Omdat het beroep kennelijk niet-ontvankelijk is doet de rechtbank uitspraak zonder zitting. Artikel 8:54 van de Algemene wet bestuursrecht (Awb) maakt dat mogelijk. De rechtbank legt hierna uit waarom het beroep kennelijk niet-ontvankelijk is.
Iemand die beroep instelt, moet griffierecht betalen. Dit staat in artikel 8:41, van de Awb. In deze zaak is er € 181,- aan griffierecht geheven. De griffier van de rechtbank stelt een termijn waarbinnen het griffierecht moet worden betaald. Het hele bedrag moet binnen die termijn zijn bijgeschreven op de rekening van de rechtbank of dan zijn betaald op de griffie van de rechtbank. Als het griffierecht niet of niet tijdig is betaald, verklaart de rechtbank het beroep niet-ontvankelijk. Dat is alleen anders als het niet of niet tijdig betalen van het griffierecht verontschuldigbaar is.
De griffier heeft bij aangetekend verzonden brief van 15 juli 2022 belanghebbende nogmaals in de gelegenheid gesteld het griffierecht te betalen binnen vier weken na dagtekening van die brief.
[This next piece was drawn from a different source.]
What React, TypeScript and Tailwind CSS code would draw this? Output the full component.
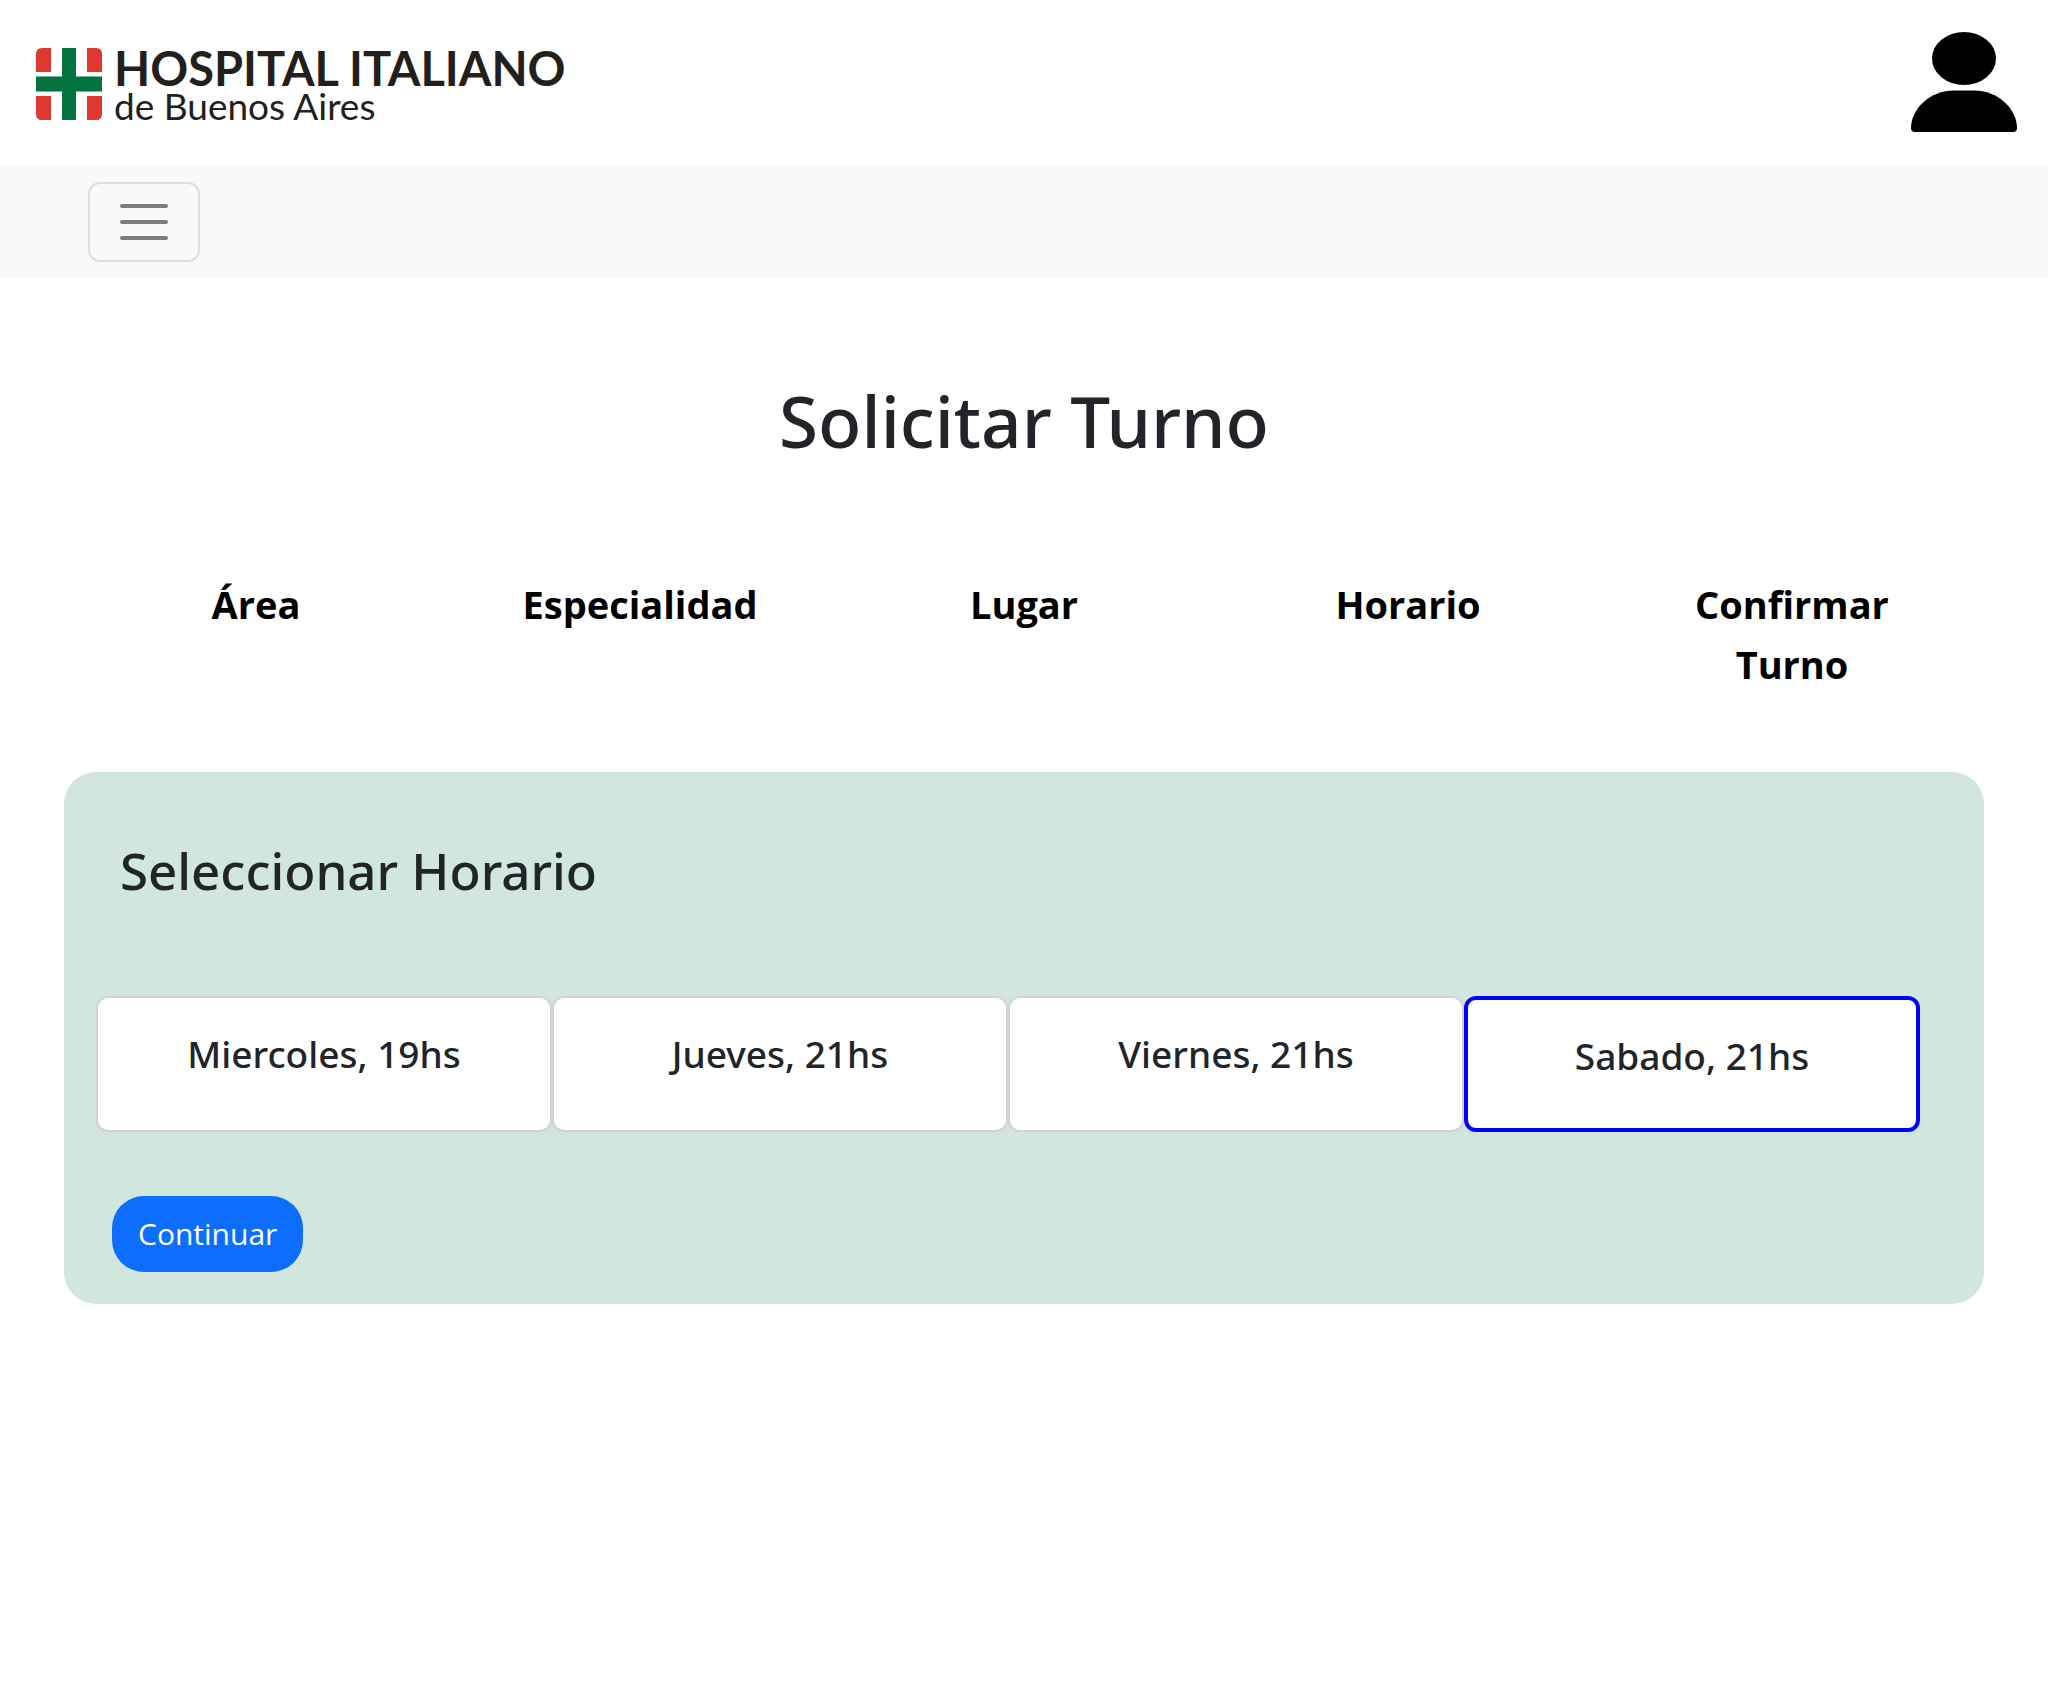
import { useState } from "react";

const steps = ["Área", "Especialidad", "Lugar", "Horario", "Confirmar Turno"];
const slots = ["Miercoles, 19hs", "Jueves, 21hs", "Viernes, 21hs", "Sabado, 21hs"];

function HospitalLogo() {
  return (
    <a href="#" className="flex items-start gap-3 text-[#231f1c]">
      <svg viewBox="0 0 66 72" className="h-[72px] w-[66px]" aria-hidden="true">
        <g fill="#de3831">
          <path d="M6 0H15V24H0V6Q0 0 6 0Z" />
          <path d="M51 0H60Q66 0 66 6V24H51Z" />
          <path d="M0 48H15V72H6Q0 72 0 66Z" />
          <path d="M51 48H66V66Q66 72 60 72H51Z" />
        </g>
        <path d="M26 0H40V28.500H66V43.500H40V72H26V43.500H0V28.500H26Z" fill="#03743e" />
      </svg>
      <span className="flex flex-col whitespace-nowrap font-[Lato,sans-serif]">
        <span className="text-[47px] leading-10 font-bold">HOSPITAL ITALIANO</span>
        <span className="text-[37px] leading-9">de Buenos Aires</span>
      </span>
    </a>
  );
}

export default function App() {
  const [selected, setSelected] = useState("Sabado, 21hs");

  return (
    <div className="min-h-screen bg-white font-['Noto_Sans','Open_Sans',sans-serif] text-[#212529]">
      <header className="flex items-start justify-between pr-[31px] pb-[34px] pl-9">
        <div className="pt-12">
          <HospitalLogo />
        </div>
        <button type="button" aria-label="Perfil" className="mt-8 text-black">
          <svg viewBox="0 0 106 100" className="h-[100px] w-[106px]" fill="currentColor" aria-hidden="true">
            <ellipse cx="53" cy="26.500" rx="32" ry="26.500" />
            <path d="M43 58.500H63C87 58.500 106 77 106 96Q106 100 102 100H4Q0 100 0 96C0 77 19 58.500 43 58.500Z" />
          </svg>
        </button>
      </header>

      <nav className="bg-[#f8f9fb] px-[88px] py-4">
        <button
          type="button"
          aria-label="Abrir menú"
          className="flex h-20 w-28 items-center justify-center rounded-xl border-2 border-[#dddee0]"
        >
          <svg viewBox="0 0 60 60" className="size-[60px]" stroke="#7c7d7e" strokeWidth="4" strokeLinecap="round" aria-hidden="true">
            <path d="M8 14H52M8 30H52M8 46H52" />
          </svg>
        </button>
      </nav>

      <main className="px-16 pt-24">
        <h1 className="text-center text-[71px] leading-[94px] font-medium">Solicitar Turno</h1>

        <ol className="mt-[106px] grid grid-cols-5 text-center font-['Open_Sans'] text-[38px] leading-[60px] font-bold text-black">
          {steps.map((step) => (
            <li key={step} className="px-12">
              {step}
            </li>
          ))}
        </ol>

        <section className="mt-[78px] rounded-[32px] bg-[#d1e7dd] px-8 pt-[66px] pb-8">
          <h2 className="px-6 text-[51px] leading-[64px] font-medium">Seleccionar Horario</h2>
          <div className="mt-[94px] mr-8 grid grid-cols-4">
            {slots.map((slot) => (
              <button
                key={slot}
                type="button"
                aria-pressed={slot === selected}
                onClick={() => setSelected(slot)}
                className={
                  "flex h-[136px] items-start justify-center rounded-xl bg-white pt-8 text-[37px] leading-[48px] font-medium " +
                  (slot === selected ? "border-4 border-[#0000ff]" : "border-2 border-[#d2d2d2]")
                }
              >
                {slot}
              </button>
            ))}
          </div>
          <button
            type="button"
            className="mt-16 ml-4 block rounded-[32px] bg-[#0d6efd] px-[26px] py-[14px] font-['Open_Sans'] text-[30px] leading-[48px] text-white"
          >
            Continuar
          </button>
        </section>
      </main>
    </div>
  );
}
Volgens gegevens van Track&Trace van PostNL is de brief afgeleverd op het door belanghebbende opgegeven adres.
Belanghebbende heeft het griffierecht niet op tijd betaald. Het beroep is daarom kennelijk niet-ontvankelijk.
Voor een proceskostenveroordeling bestaat geen aanleiding.

Beslissing

De rechtbank verklaart het beroep niet-ontvankelijk.
Deze uitspraak is gedaan door mr. S.A.J. Bastiaansen, rechter, in aanwezigheid van N. Plasman, griffier, op 22 september 2022 en openbaar gemaakt door middel van geanonimiseerde publicatie op www.rechtspraak.nl.
De griffier, De rechter,
Een afschrift van deze uitspraak is verzonden aan partijen op:

Bent u het niet eens met deze uitspraak?

Als u het niet eens bent met deze uitspraak, kunt u een brief sturen naar de rechtbank waarin u uitlegt waarom u het er niet mee eens bent. Dit heet een verzetschrift. U moet dit verzetschrift indienen binnen 6 weken na de dag waarop deze uitspraak is verzonden. U ziet deze datum hierboven. Als u graag een zitting wilt waarin u uw verzetschrift kunt toelichten, kunt u dit in uw verzetschrift vermelden.